Oleh : Dedi Asikin (Wartawan Senior, Pengamat dan Aktivis Sosial)
KEMARIN saya melihat photo bendung/irigasi Padawaras yang diposting Syamsul Maarif pensiunan wartawan Pikiran Rakyat.
Kesan saya, pertama tentu saja “waas”.
Masalahnya atas proyek jumbo itu saya punya keterlibatan, mulai pikiran sampai ikut pada tahap pembuatan.
Sekitar tahun 1975, sebagai wartawan, saya bersama wartawan lain di Tasikmalaya, sebut saja, Ujang Rusamsi (Pikiran Rakyat, Edi Padma, (Sinar Harapan), Hafid Saiji , (Gala), Syamsul Arifin (Bandung Pos), rame rame memberitakan kencangnya aspirasi masyarakat selatan.
Mereka menginginkan adanya irigasi di selatan kabupaten itu.
Soalnya selama ini sawah mereka berstatus tadah hujan. Hanya bisa ditanami sekali dalam setahun. Tergantung pada keberadaan hujan.
Alhamdulilah berkat pemberitaan di Mass media itu, hati bupati Husen Wangsaatmaja tersentuh juga.
Maka dibuatlah rencana pembangunan bendung itu. Potensi air sungai Cilangla dan Cijalu dipersatukan. Rencananya air kedua sungai itu akan mengairi 6 ribu hektar sawah di kecamatan Bantarkalong dan Cipatujah.
Yang membulat saya merasa terlibat dalam proyek itu, antara lain saya dan kang Edi Padma, pernah diajak bupati Husen ke Jakarta. Tak lain dan tak bukan untuk menemui Dirjen pengairan, Suratin, dalam urusan proyek irigasi itu.
Saya memang memiliki hubungan yang sangat dekat dengan bupati yang kolonel itu.
Kalau beliau ada acara ke daerah kami suka diajak. Bahkan kami suka dijemput supirnya pak Syarif. Eh, ndilallah pak Syarif itu kemudian ditakdirkan menjadi besan. Putranya Maman, menikah dengan keponakan saya.

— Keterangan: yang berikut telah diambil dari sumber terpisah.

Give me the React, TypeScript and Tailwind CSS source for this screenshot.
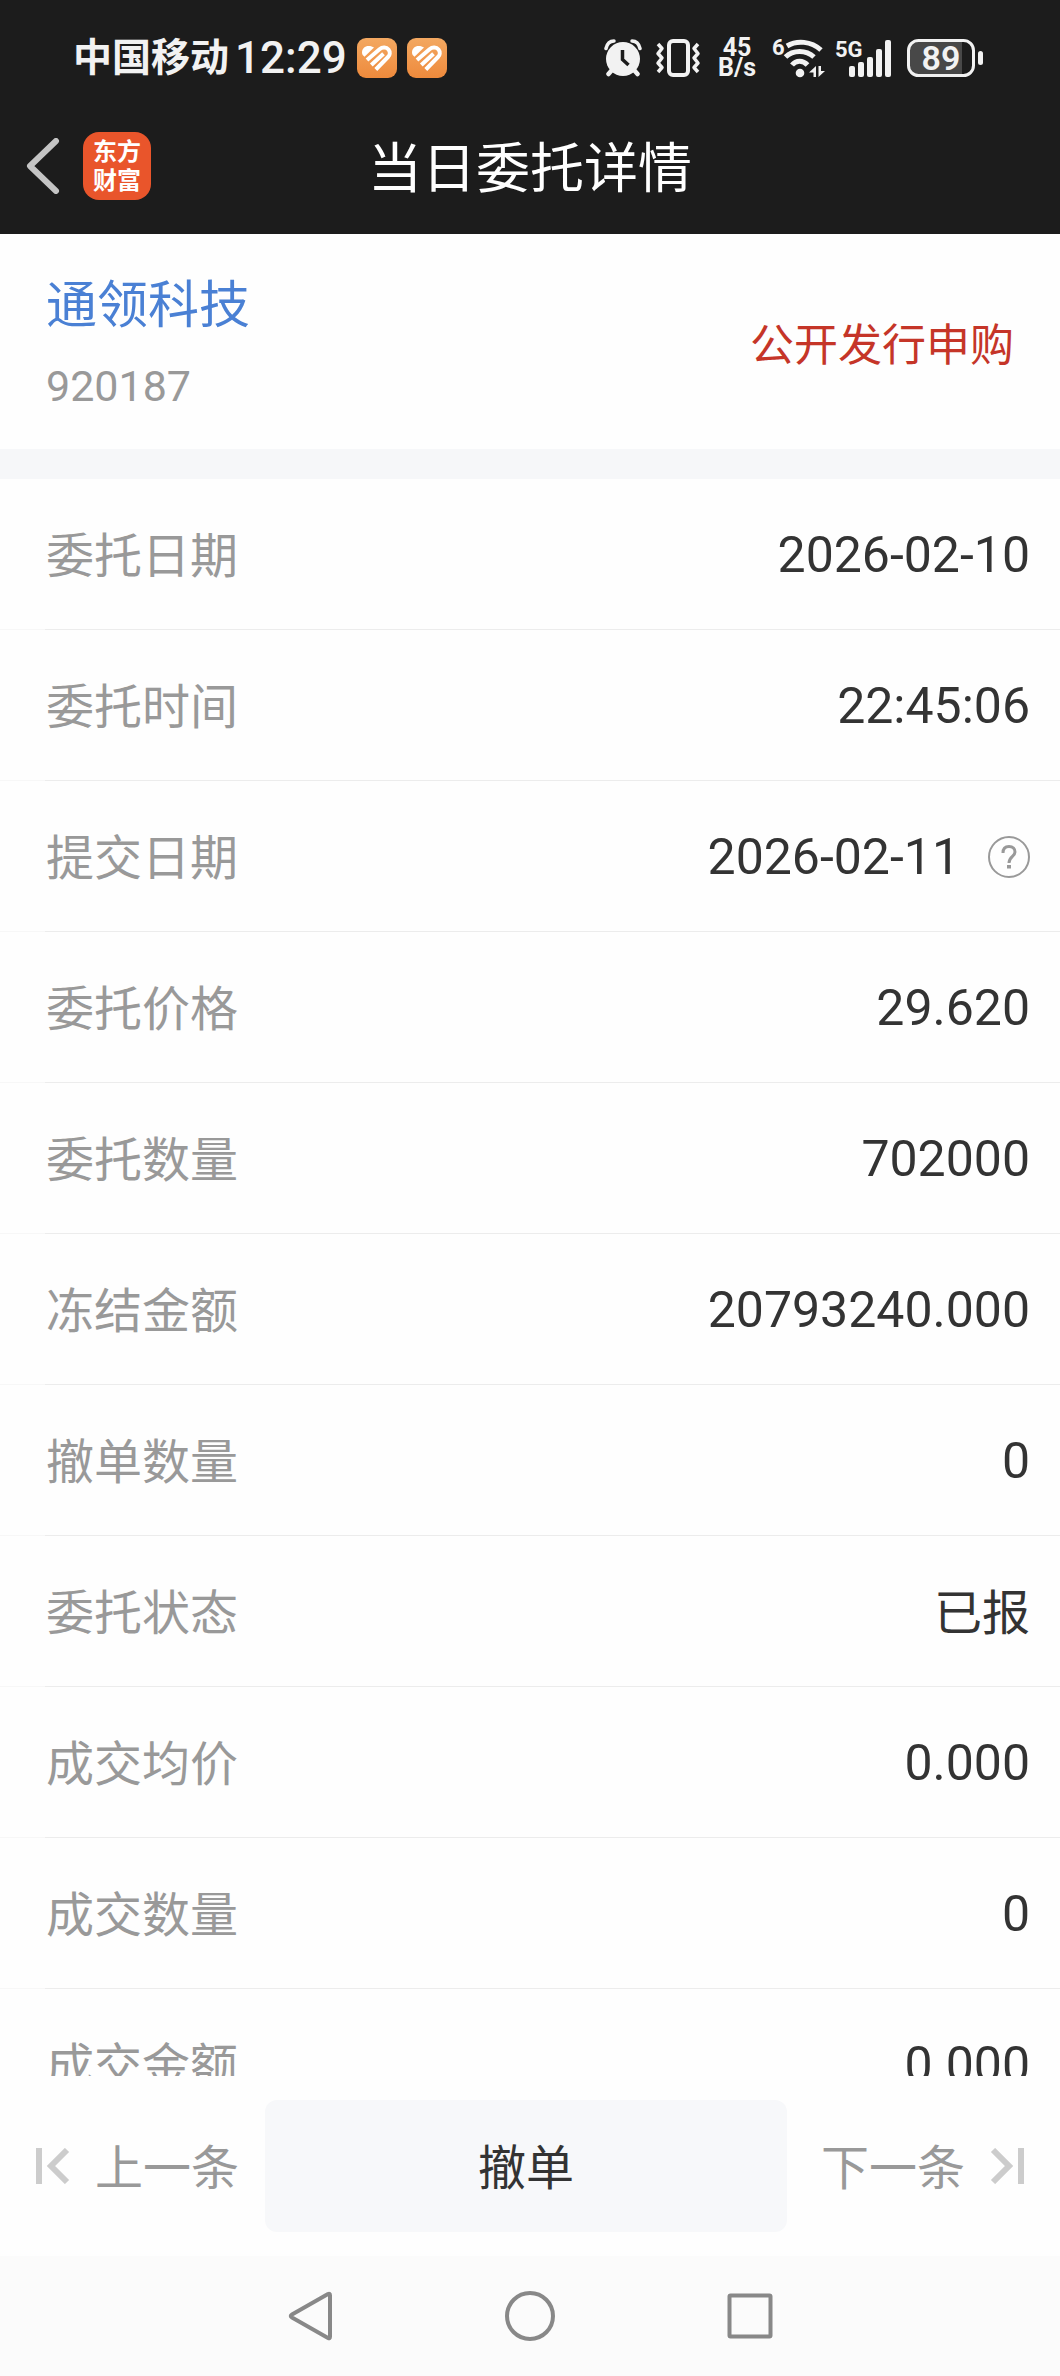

Saya juga dekat dengan ayahnya pak Syarif. Namanya pak Atma. Beliau itu pertugas rumah tangga bupati. Tersanjungnya saya, beliau itu suka memanggil saya juragan, panggilan untuk pejabat priyayi yang masih feodal.
Kalau ada acara di pendopo beliau dengan sangat hormat selalu menawari makan :
“Juragan Dedi, parantos tuang ?”.
Soal bendung Padawaras itu sesungguhnya belakangan ini saya sedang gundah. Pasalnya dikabarkan Padawaras itu sedang tidak waras.
Katanya di kecamatan Cipatujah saja tahun 2023 ada 600 hektar sawah yang gagal panen. Pasalnya banyak saluran air yang rusak. Ada yang jebol atau tertimbun longsoran. Pemerintah dalam hal UPT PSDA (Unit Pelaksana Teknik Dinas Pelayanan Sumber Daya Air) Ciwulan dan Cilaki, dianggap terlambat menangani kerusakan itu.
Tapi pejabat UPT PSDA Ciwulan dan Cilaki Hengki Suseno berkilah, tahun 2023 PSDA tidak mendapatkan anggaran untuk itu. Zero anggaran.
Jalan keluarnya digunakan Dana Alokasi Khusus (DAK) dari pusat yang tahun 2023 turun Rp.17 miliar. Lalu tahun 2024 rencananya akan turun lagi Rp. 20 milyar.
Kata Hengki, dana itu tidak mencukupi mengcover seluruh kebutuhan. Pihaknya, kata Hengki, mengajukan anggaran Rp.40 milyar.
Dana segitu mungkin hanya pas untuk perbaikan saluran saja, belum mengcover perbaikan bangunan saluran, bangunan pintu air dan bangunan sadap.
Saya (penulis) memamg layak bergulana dengan keadaan itu. Pertama memang saya budah laut. Orang turki (turunan kidul) asli. Kedua saya termasuk dalam jajaran aktivis pembentukan kabupaten Tasikmalaya Selatan.
Saya didapuk teman-teman jadi ketua Dewan Penasihat Presidium (semacam panitia) Tasik Selatan (Tasela). Jadi niscaya merasa berkepentingan dengan bendung Padawaras itu.
Terimakasih adiku Syamsul Maarif yang telah menyadarkan hal itu.